刑法作为社会的最后一道防线,绝不能仅单纯作为一种群体性事件发生后的处置机制而存在,而应当具有更高的社会规范引导的价值。结合奥尔森的集体行为理论[4](p87)中关于群体性事件的经济分析方法:“在任何集体行为中,行为者是根据个人的边际利益而不是群体的利益进行决策的。当个体的潜在收益大于其成本时,个体参与集体活动;反之则不会参与。”对于群体性事件的处理策略之一,刑罚除了有效惩罚罪犯以外,还应当关注对于未来群体性事件的警示效果,增加潜在犯罪人的心理成本。
针对目前出现的一些暴力型群体性事件,笔者认为,对于此类事件中的少数黑恶势力,应当坚决运用刑罚手段予以惩治。从刑法规范引导价值的层面来看,严惩此部分人还可以有效防止群体性事件的暴力传染与暴力示范效果。“群体是刺激因素的奴隶,传染的现象,也对群体的特点起着决定的作用,同时还决定着它所接受的倾向。”[5](p3—10)群体性事件演化为进入暴力阶段,很大程度上是少数黑恶势力针对集体无意识的群体予以暴力煽动的结果。在此问题上,法国学者古斯塔夫·勒庞从心理学的视角对群体心理进行了开创性的研究,并提出了“感染理论”,认为在群体性事件中,当群体情绪到达某个顶峰时,个体心理会发生极端性的变化,并使得个体失去控制自我的能力,某些暴力行为可能由此得以鼓励并传播,并最终产生残酷、野蛮的暴力犯罪。[6](p542—543)在勒庞看来,个人在加入群体性活动后,个人独立的人格就会逐渐丧失,取而代之的,是无意识的群体性人格或者说集体性的无意识,在这种状态下,其感情与思想极易受到来自他人的暗示或干扰,尤其是暴力干扰。
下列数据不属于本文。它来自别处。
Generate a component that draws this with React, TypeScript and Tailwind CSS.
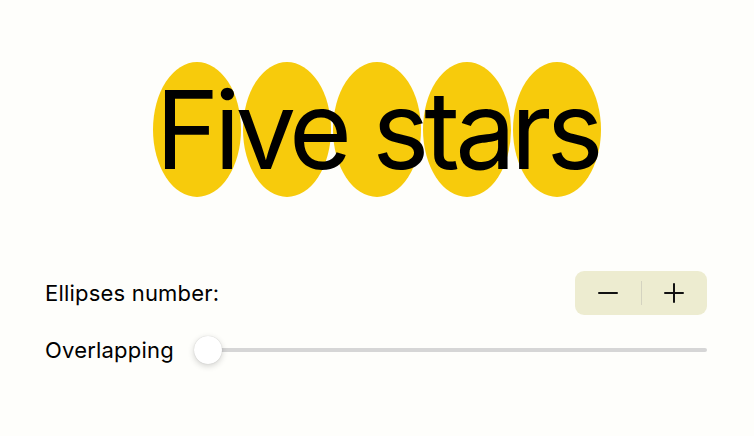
import { useState } from "react";

const App: React.FC = () => {
	const [count, setCount] = useState(5);
	const [overlap] = useState(0);

	const ellipses = Array.from({ length: count });

	return (
		<div
			className="w-[754px] h-[436px] bg-[#fefefb] flex flex-col text-black"
			style={{ fontFamily: "Inter, 'Noto Sans', sans-serif" }}
		>
			{/* Ellipses with title on top */}
			<div className="relative mt-[62px] h-[135px] flex justify-center gap-[2px]">
				{ellipses.map((_, i) => (
					<div
						key={i}
						className="w-[88px] h-[135px] rounded-[50%] bg-[#f7cb0c]"
						style={{ marginLeft: i === 0 ? 0 : -overlap }}
					/>
				))}
				<div className="absolute inset-0 flex items-center justify-center">
					<span className="text-[108px] leading-none tracking-[-5px] font-normal">
						Five stars
					</span>
				</div>
			</div>

			{/* Controls */}
			<div className="mt-[74px] pl-[45px] pr-[47px] flex flex-col">
				<div className="flex items-center justify-between h-[44px]">
					<span className="text-[22px] tracking-[0.2px]">Ellipses number:</span>
					<div className="flex items-center w-[132px] h-[44px] rounded-[9px] bg-[#edecd0]">
						<button
							type="button"
							onClick={() => setCount((c) => Math.max(1, c - 1))}
							className="flex-1 h-full flex items-center justify-center"
						>
							<svg width="20" height="20" viewBox="0 0 20 20">
								<path d="M1 10h18" stroke="#111" strokeWidth="2" strokeLinecap="round" />
							</svg>
						</button>
						<div className="w-px h-[24px] bg-[#d4d3c0]" />
						<button
							type="button"
							onClick={() => setCount((c) => c + 1)}
							className="flex-1 h-full flex items-center justify-center"
						>
							<svg width="20" height="20" viewBox="0 0 20 20">
								<path d="M1 10h18M10 1v18" stroke="#111" strokeWidth="2" strokeLinecap="round" />
							</svg>
						</button>
					</div>
				</div>

				<div className="flex items-center h-[44px] mt-[13px]">
					<span className="text-[22px] tracking-[0.2px] mr-[20px]">Overlapping</span>
					<div className="relative flex-1 h-[30px] flex items-center">
						<div className="w-full h-[4px] rounded-full bg-[#d6d6d6]" />
						<div
							className="absolute top-[1px] w-[28px] h-[28px] rounded-full bg-white shadow-[0_2px_6px_rgba(0,0,0,0.18),0_0_1px_rgba(0,0,0,0.2)]"
							style={{ left: `${overlap}%` }}
						/>
					</div>
				</div>
			</div>
		</div>
	);
};

export default App;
而这恰恰是一般群体性事件演化为暴动事件的来源。
因此,对于群体性事件中的少数黑恶势力以及严重破坏公共秩序的个人,应当通过刑罚手段增加其参与群体性事件的成本,并通过先例的树立与媒体的宣传,发挥示范性与警示性作用,使得群体性事件的潜在发动人群意识到群体性事件的法律后果,从而间接干预这些潜在发动者的心理模式和期望判定,并改变其行为方式,从而减少恶性群体性事件的发生可能。
(三)从严治腐应当是群体性事件处置机制中的必要内容
“群体性事件的背后总是有着实质的利益冲突,尤其是有权者和无权者的利益冲突。”[7]我们在强调对具有合理诉求的民众发扬刑事政策“柔性”功能的同时,也应当着力重塑公正中立的政府形象,以在更长远的未来减少群体性事件的发生可能。就目前而言,越来越多的群体性事件所指向的是地方政府,例如贵州瓮安、云南孟连、甘肃陇南等事件,这是政府公信力缺失的明显信号。而其中某些公职人员贪腐渎职、知法犯法,造成公众对于政府形象的认知呈下降态势。这已经成为群体性事件发生与恶化的一个重要因素。因此,只有建立有效的公职人员责任追究制度,坚决打击严重损害政府形象的贪污腐败行为,才能使民众重拾对于政府公信的期待,进而从根本上铲除群体性事件的滋生土壤。